We’re nearing the end of the first semester and I’d like to tell you how the anxiety over getting to know my new set of students was a complete overreaction on my part. I’d like to tell you it came naturally and how it really wasn’t any different than any other year when it really came down to it. I’d like to tell you I’ve learned plenty about each of my student’s motivations or their individual academic and emotional struggles. I really do wish I could say all of that but the truth is that it’s been rough. There are some classes that have opened up so that the vibe feels almost normal, with a healthy dose of participation and natural comfort in sharing thoughts (the key, in my opinion, to an English classroom).In other classes, we sit in awkward silence after every single question I ask until finally someone mumbles an answer and everyone else (including me) breathes a sigh of relief knowing that we can move on. Click To Tweet
One of my current students told me just yesterday that she didn’t know how she was going to get through this year in English class during the first couple of weeks. She said I seemed perpetually annoyed at first, but now she knows that I’m (in her words) “chill.” I’ve heard this term before from past students and I always worried that it meant I wasn’t a good teacher. I’ve always wondered if I’m strict enough to teach high school students. I panicked over if giving students a chance to resubmit work they didn’t do well on meant that I was teaching them that the quality of their work didn’t matter because they could always redo it if they failed OR if it meant that I was showing them that it’s okay to make mistakes sometimes as long as you continue to better yourself. Did allowing our class discussions to occasionally go off on a tangent teach them that our subject matter wasn’t important, or did it show that their feelings on a variety of topics were valid?

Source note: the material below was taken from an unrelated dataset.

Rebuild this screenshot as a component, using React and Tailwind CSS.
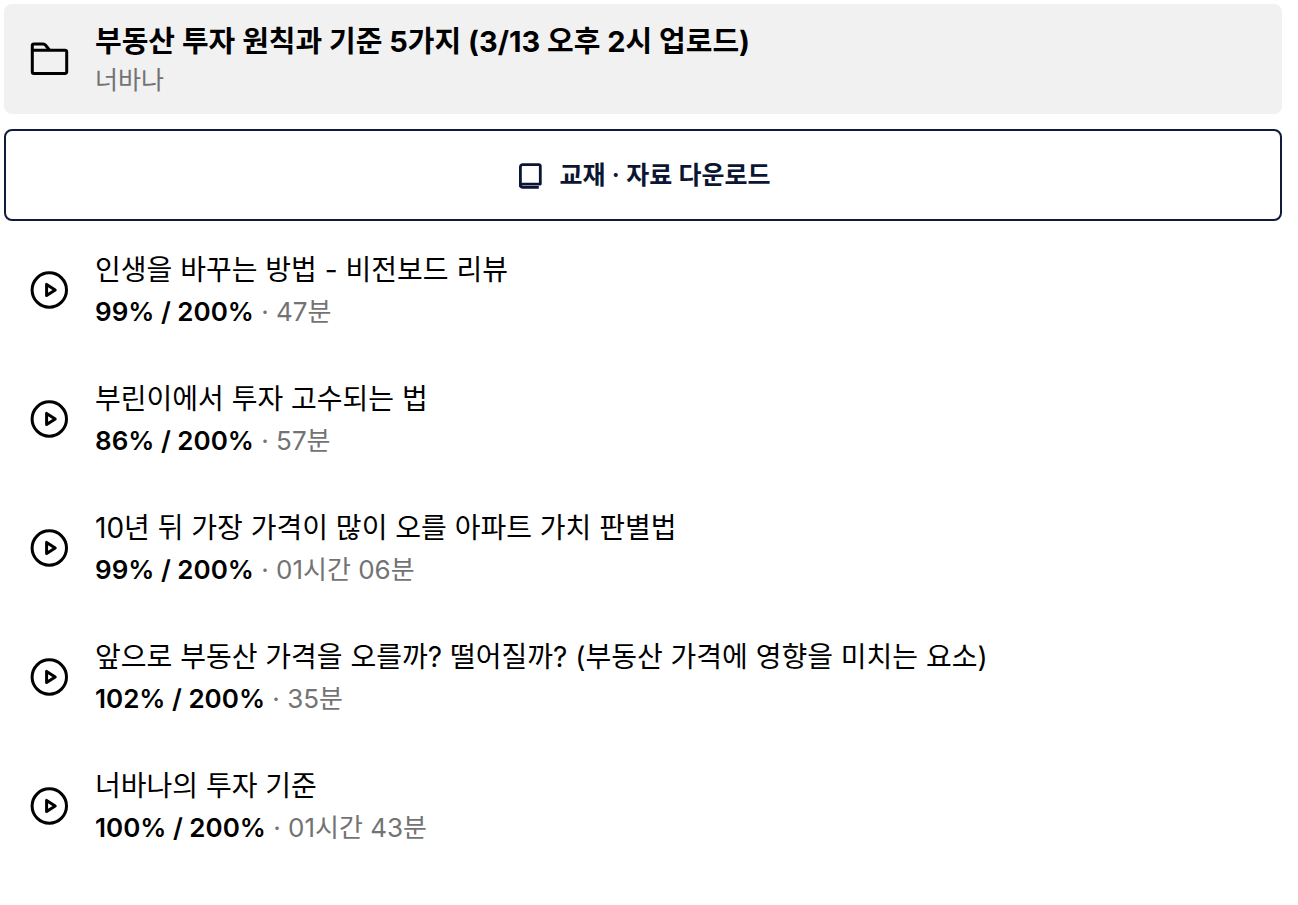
import React from 'react';

const lessons = [
  { id: 1, title: '인생을 바꾸는 방법 - 비전보드 리뷰', progress: '99% / 200%', duration: '47분' },
  { id: 2, title: '부린이에서 투자 고수되는 법', progress: '86% / 200%', duration: '57분' },
  { id: 3, title: '10년 뒤 가장 가격이 많이 오를 아파트 가치 판별법', progress: '99% / 200%', duration: '01시간 06분' },
  { id: 4, title: '앞으로 부동산 가격을 오를까? 떨어질까? (부동산 가격에 영향을 미치는 요소)', progress: '102% / 200%', duration: '35분' },
  { id: 5, title: '너바나의 투자 기준', progress: '100% / 200%', duration: '01시간 43분' },
];

function FolderIcon() {
  return (
    <svg viewBox="0 0 40 40" className="w-10 h-10 shrink-0" fill="none" stroke="currentColor" strokeWidth="3" strokeLinejoin="round" aria-hidden="true">
      <path d="M3.3 11.2V6.5a1.5 1.5 0 0 1 1.5-1.5h9.4a3 3 0 0 1 2.2 1L20.6 11.2" />
      <path d="M3.3 11.2h32.9a1.5 1.5 0 0 1 1.5 1.5v20.3a1.5 1.5 0 0 1-1.5 1.5H4.8a1.5 1.5 0 0 1-1.5-1.5z" />
    </svg>
  );
}

function PlayIcon() {
  return (
    <svg viewBox="0 0 40 40" className="w-10 h-10 shrink-0" fill="none" stroke="currentColor" strokeWidth="3" strokeLinejoin="round" aria-hidden="true">
      <circle cx="20.3" cy="20" r="17.2" />
      <path d="M17.6 14.4v11.2l8.6-5.6z" />
    </svg>
  );
}

function BookIcon() {
  return (
    <svg viewBox="0 0 28 28" className="w-7 h-7 shrink-0" fill="none" stroke="currentColor" strokeWidth="2.8" strokeLinejoin="round" aria-hidden="true">
      <path d="M4.4 24V5a2.4 2.4 0 0 1 2.4-2.4h16a1.5 1.5 0 0 1 1.5 1.5v18H6.8a2.4 2.4 0 0 0-2.4 1.9z" />
      <path d="M4.4 22.8a2.4 2.4 0 0 0 2.4 2.6h16" />
    </svg>
  );
}

export default function App() {
  return (
    <main className="pl-1 pr-4 pt-1 bg-white text-black font-['Inter','Noto_Sans_CJK_KR',sans-serif]">
      {/* 강의 챕터 헤더 */}
      <header className="flex items-center gap-[26px] h-[110px] px-[25px] rounded-lg bg-[#f1f1f1]">
        <FolderIcon />
        <div className="min-w-0 pt-0.5">
          <h1 className="text-[29px] leading-10 font-bold">부동산 투자 원칙과 기준 5가지 (3/13 오후 2시 업로드)</h1>
          <p className="text-[25px] leading-9 text-[#737373]">너바나</p>
        </div>
      </header>

      <button type="button" className="mt-[15px] pt-0.5 w-full h-[92px] flex items-center justify-center gap-4 rounded-lg border-2 border-[#0f1a3c] text-[#0b1633] text-[25px] font-semibold">
        <BookIcon />
        교재 · 자료 다운로드
      </button>

      {/* 강의 목록 */}
      <ul className="mt-1">
        {lessons.map((lesson) => (
          <li key={lesson.id}>
            <a href={`#lesson-${lesson.id}`} className="flex items-center gap-[26px] h-[129px] px-[25px]">
              <PlayIcon />
              <div className="min-w-0 pt-0.5">
                <h2 className="text-[28px] leading-[42px]">{lesson.title}</h2>
                <p className="text-[26px] leading-[42px] text-[#737373]">
                  <span className="font-semibold text-black">{lesson.progress}</span> · {lesson.duration}
                </p>
              </div>
            </a>
          </li>
        ))}
      </ul>
    </main>
  );
}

And even while stressing over being too chill, I worried about losing my chill. I switched things up this year to crack down on late assignments, something I was terrible at enforcing in the past. It took a lot of consideration and was a complete 180 on how I did things in the spring. My mindset then was that we are in the midst of a situation that our students and teachers have not faced before. It would be best to give leniency and remember the struggles of the students who may not have wifi or would be babysitting their siblings. I still am careful to consider those things as we have continued in a hybrid schedule through the fall, but I felt my students might need some kind of structure to their lives. My mindset now is that they need firm boundaries and strict deadlines to feel some sense of normalcy or routine in a world where all of the rules and guidelines and mandates are constantly changing. I hope that I can provide some kind of stability to a completely unstable world. They stumbled at first, of course, but as time goes on, I notice that they’re recognizing the importance of accountability and their work quality is slowly improving.
Most importantly, the relationships are developing, even though it’s at a much slower pace than a normal year. At the beginning of the year, my classes were eerily quiet. They’re a little louder now. They’re starting to get to know me and they’ll laugh when I’m making a joke. I’m starting to see the little signs that they put out there to show they’re confused. I don’t know if I would recognize them without their masks and on the occasions where I see the bottom half of their faces if they’re taking a sip of water, it is weirdly shocking! I’m a little sad thinking that by the times we all start to feel completely comfortable with one another, the year will be over.
I don’t know if they’ll understand the subject according to the level they’re “supposed” to be at, but I do know that they’ll come out of the pandemic as better human beings. They’ll understand the importance of connections between people. They’ll be compassionate towards those in difficult situations. They’ll know how to manage their time, how to work hard, and how to self-motivate. I don’t know if I’m doing a great job of teaching them these things, but I hope I am.